Peter Mettler (Manufactured Landscapes) takes a more philosophical approach to cinematography, preferring, when he can, to shoot with his old Aaton film camera.

‘Digital cameras [including Red] never seem to be designed with seeing in mind,’ observes Mettler. ‘They seem to be focused more on technical issues – getting crisp images, but the ergonomics of the cameras are not good.’

That kind of hands-on critiquing is precisely what the Red One development people want to hear.

‘We’re sort of in a never-ending state of developing this camera, and we like it that way,’ says Schilowitz, defending the company’s bleeding-edge philosophy. ‘When you buy another camera, you’ve already essentially bought an obsolete product.’

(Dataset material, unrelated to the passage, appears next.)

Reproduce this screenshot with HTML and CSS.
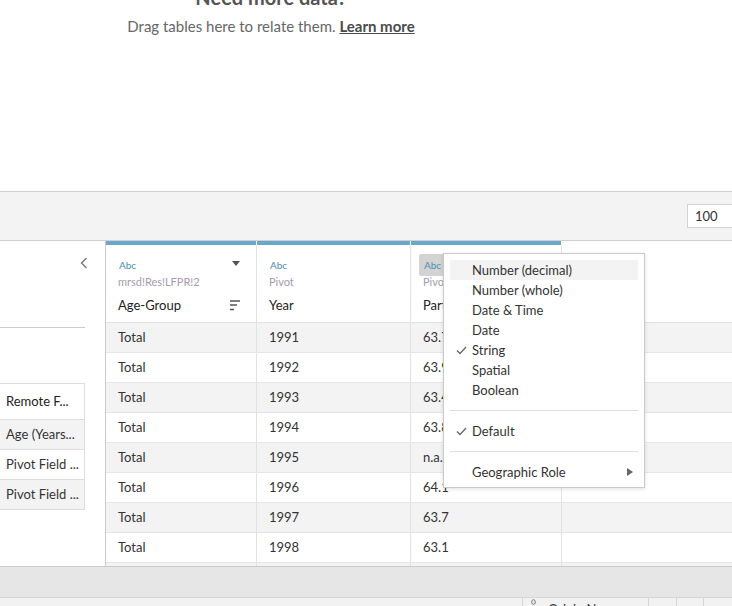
FILE: index.html
```html
<!DOCTYPE html>
<html>
<head>
<meta charset="utf-8">
<link rel="stylesheet" href="styles.css">
</head>
<body>
<div class="top">
  <h2>Need more data?</h2>
  <p>Drag tables here to relate them. <a>Learn more</a></p>
</div>
<div class="toolbar">
  <div class="rows-input">100</div>
</div>
<div class="main">
  <div class="left">
    <svg class="chevron" width="8" height="12" viewBox="0 0 8 12"><polyline points="6.5,1 1.5,6 6.5,11" fill="none" stroke="#777" stroke-width="1.4"/></svg>
    <div class="hline"></div>
    <div class="ltable">
      <div class="lrow lhead">Remote F...</div>
      <div class="lrow alt">Age (Years...</div>
      <div class="lrow">Pivot Field ...</div>
      <div class="lrow alt">Pivot Field ...</div>
    </div>
  </div>
  <div class="grid">
    <div class="hrow">
      <div class="hcell w1">
        <div class="bar"></div>
        <div class="hbody">
          <div class="hline1"><span class="badge">Abc</span>
            <svg class="drop" width="8" height="6" viewBox="0 0 8 6"><polygon points="0,0 8,0 4,5" fill="#555"/></svg>
          </div>
          <div class="src">mrsd!Res!LFPR!2</div>
          <div class="name-row"><span class="name">Age-Group</span>
            <svg class="sort" width="12" height="11" viewBox="0 0 12 11"><line x1="0" y1="1" x2="10" y2="1" stroke="#555" stroke-width="1.5"/><line x1="0" y1="5" x2="7" y2="5" stroke="#555" stroke-width="1.5"/><line x1="0" y1="9.5" x2="4" y2="9.5" stroke="#555" stroke-width="1.5"/></svg>
          </div>
        </div>
      </div>
      <div class="hcell w2">
        <div class="bar"></div>
        <div class="hbody">
          <div class="hline1"><span class="badge">Abc</span></div>
          <div class="src">Pivot</div>
          <div class="name-row"><span class="name">Year</span></div>
        </div>
      </div>
      <div class="hcell w3">
        <div class="bar"></div>
        <div class="hbody">
          <div class="hline1"><span class="badge active">Abc</span></div>
          <div class="src">Pivot Field Values</div>
          <div class="name-row"><span class="name">Participation Rate</span></div>
        </div>
      </div>
      <div class="hfill"></div>
    </div>
    <div class="row alt"><div class="cell w1">Total</div><div class="cell w2">1991</div><div class="cell w3">63.7</div><div class="fill"></div></div>
    <div class="row"><div class="cell w1">Total</div><div class="cell w2">1992</div><div class="cell w3">63.9</div><div class="fill"></div></div>
    <div class="row alt"><div class="cell w1">Total</div><div class="cell w2">1993</div><div class="cell w3">63.4</div><div class="fill"></div></div>
    <div class="row"><div class="cell w1">Total</div><div class="cell w2">1994</div><div class="cell w3">63.8</div><div class="fill"></div></div>
    <div class="row alt"><div class="cell w1">Total</div><div class="cell w2">1995</div><div class="cell w3">n.a.</div><div class="fill"></div></div>
    <div class="row"><div class="cell w1">Total</div><div class="cell w2">1996</div><div class="cell w3">64.1</div><div class="fill"></div></div>
    <div class="row alt"><div class="cell w1">Total</div><div class="cell w2">1997</div><div class="cell w3">63.7</div><div class="fill"></div></div>
    <div class="row"><div class="cell w1">Total</div><div class="cell w2">1998</div><div class="cell w3">63.1</div><div class="fill"></div></div>
    <div class="row alt"><div class="cell w1">Total</div><div class="cell w2">1999</div><div class="cell w3">62.8</div><div class="fill"></div></div>
  </div>
</div>
<div class="statusbar"></div>
<div class="strip">
  <div class="sspace"></div>
  <div class="scell s1">
    <svg class="sicon" width="5" height="6" viewBox="0 0 5 6"><ellipse cx="2.5" cy="3" rx="1.8" ry="2.3" fill="none" stroke="#777" stroke-width="1"/></svg>
    <span class="stext">Origin Name</span>
  </div>
  <div class="scell s2"></div>
  <div class="scell s3"></div>
  <div class="scell s4"></div>
</div>

<div class="menu">
  <div class="mitem hover">Number (decimal)</div>
  <div class="mitem">Number (whole)</div>
  <div class="mitem">Date &amp; Time</div>
  <div class="mitem">Date</div>
  <div class="mitem"><svg class="check" width="11" height="9" viewBox="0 0 11 9"><polyline points="1,4.5 4,7.5 10,1" fill="none" stroke="#666" stroke-width="1.3"/></svg>String</div>
  <div class="mitem">Spatial</div>
  <div class="mitem">Boolean</div>
  <div class="msep"></div>
  <div class="mitem"><svg class="check" width="11" height="9" viewBox="0 0 11 9"><polyline points="1,4.5 4,7.5 10,1" fill="none" stroke="#666" stroke-width="1.3"/></svg>Default</div>
  <div class="msep"></div>
  <div class="mitem">Geographic Role<svg class="arrow" width="6" height="8" viewBox="0 0 6 8"><polygon points="0,0 6,4 0,8" fill="#666"/></svg></div>
</div>
</body>
</html>
```
FILE: styles.css
```css
* { box-sizing: border-box; margin: 0; padding: 0; }
html, body { width: 732px; height: 606px; overflow: hidden; }
body {
  font-family: Lato, "Open Sans", sans-serif;
  color: #333;
  background: #fff;
  position: relative;
}

.top { height: 191px; width: 542px; text-align: center; overflow: hidden; }
.top h2 { font-size: 20px; line-height: 24px; font-weight: 700; color: #555; margin-top: -15px; }
.top p { font-size: 15px; line-height: 20px; color: #666; margin-top: 7px; }
.top a { color: #4a4a4a; font-weight: 700; text-decoration: underline; }

.toolbar {
  height: 50px;
  border-top: 1px solid #cfcfcf;
  border-bottom: 1px solid #cfcfcf;
  background: #f3f3f3;
  display: flex;
  justify-content: flex-end;
  align-items: flex-start;
}
.rows-input {
  margin-top: 12px;
  width: 50px;
  margin-right: -5px;
  height: 24px;
  border: 1px solid #d2d2d2;
  background: #fff;
  font-size: 13px;
  line-height: 22px;
  padding-left: 7px;
  color: #333;
}

.main { height: 325px; display: flex; }

.left { width: 105px; flex: none; display: flex; flex-direction: column; padding-top: 16px; }
.chevron { display: block; margin-left: 80px; }
.hline { width: 85px; height: 1px; background: #cbcbcb; margin-top: 58px; }
.ltable {
  width: 85px;
  margin-top: 55px;
  border-top: 1px solid #dcdcdc;
  border-right: 1px solid #dcdcdc;
}
.lrow {
  height: 30px;
  line-height: 29px;
  border-bottom: 1px solid #dcdcdc;
  font-size: 13px;
  padding-left: 6px;
  white-space: nowrap;
  overflow: hidden;
  color: #333;
}
.lrow.lhead { height: 36px; line-height: 35px; color: #222; }
.lrow.alt { background: #f3f3f3; }

.grid {
  flex: 1;
  border-left: 1px solid #cbcbcb;
  overflow: hidden;
  display: flex;
  flex-direction: column;
}
.w1 { width: 151px; }
.w2 { width: 154px; }
.w3 { width: 151px; }

.hrow { display: flex; height: 82px; flex: none; border-bottom: 1px solid #e2e2e2; }
.hcell { display: flex; flex-direction: column; flex: none; }
.bar { height: 4px; background: #6ba7c8; margin-right: 1px; }
.hbody {
  flex: 1;
  border-right: 1px solid #e2e2e2;
  padding: 9px 16px 0 12px;
  overflow: hidden;
}
.hfill { flex: 1; }
.hline1 { display: flex; align-items: center; justify-content: space-between; height: 22px; }
.badge {
  display: inline-block;
  height: 22px;
  line-height: 22px;
  padding: 0 5px;
  margin-left: -4px;
  font-size: 10px;
  color: #4a8db4;
  border-radius: 2px;
}
.badge.active { background: #d3d3d3; }
.drop { display: block; margin-top: -2px; }
.src {
  font-size: 11px;
  line-height: 12px;
  color: #a39cae;
  white-space: nowrap;
}
.name-row {
  display: flex;
  justify-content: space-between;
  align-items: center;
  height: 18px;
  margin-top: 8px;
}
.name { font-size: 13px; line-height: 18px; color: #222; white-space: nowrap; }
.sort { display: block; margin-right: -2px; }

.row {
  display: flex;
  height: 30px;
  flex: none;
  border-bottom: 1px solid #e6e6e6;
}
.row.alt { background: #f3f3f3; }
.cell {
  flex: none;
  border-right: 1px solid #e2e2e2;
  padding-left: 12px;
  font-size: 13px;
  line-height: 29px;
  color: #333;
}
.fill { flex: 1; }

.statusbar { height: 31px; border-top: 1px solid #cbcbcb; background: #e6e6e6; }
.strip {
  height: 9px;
  border-top: 1px solid #d6d6d6;
  background: #f2f2f2;
  display: flex;
  overflow: hidden;
}
.sspace { width: 522px; flex: none; }
.scell { border-left: 1px solid #d6d6d6; flex: none; display: flex; align-items: flex-start; }
.s1 { width: 126px; padding-left: 8px; }
.s2 { width: 28px; }
.s3 { width: 27px; }
.s4 { flex: 1; }
.sicon { display: block; margin-top: 1px; }
.stext { font-size: 13px; line-height: 18px; margin-top: 2px; margin-left: 12px; color: #333; white-space: nowrap; }

.menu {
  position: absolute;
  left: 443px;
  top: 253px;
  width: 202px;
  height: 235px;
  background: #fff;
  border: 1px solid #cacaca;
  box-shadow: 0 1px 4px rgba(0,0,0,0.12);
  padding: 6px;
}
.mitem {
  position: relative;
  height: 20px;
  line-height: 20px;
  padding-left: 22px;
  font-size: 13px;
  color: #333;
  display: flex;
  align-items: center;
}
.mitem.hover { background: #f3f3f3; }
.check { position: absolute; left: 6px; top: 6px; }
.arrow { margin-left: auto; margin-right: 5px; }
.msep { height: 1px; background: #dedede; margin: 10px 0; }
```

Obsolete is not a word that currently applies to the Red One. ‘In eight months, we’ve upgraded the camera 15 times with software,’ Schilowitz continues. ‘Eventually things will slow down a bit as we get happy with the features set, but taking it in expected and unexpected directions is, I think, what our customers have really embraced.’

And since it is rare that Red One developers grant interview requests, Playback had to ask if they believe the camera will some day replace celluloid.

‘We’re on the road of creating a revolutionary acquisition tool which matches or exceeds 35mm film,’ Schilowitz cautions. ‘But I wouldn’t be so bold as to say we’re going to replace film. But we’re the first viable contender. ‘

Cinematographers may be embracing the future, but they are still romantics.

Stephen McNutt (Battlestar Galactica), a great believer in the new storage device ‘flash drive’ and other technological advances, still waxes poetic about the ‘texture and quality’ of 35mm film. So does Van Dijk: ‘I love the smell of film. I love the whirr, the way it’s projected on the screen. Red is not the only way. But it is a really great alternative.’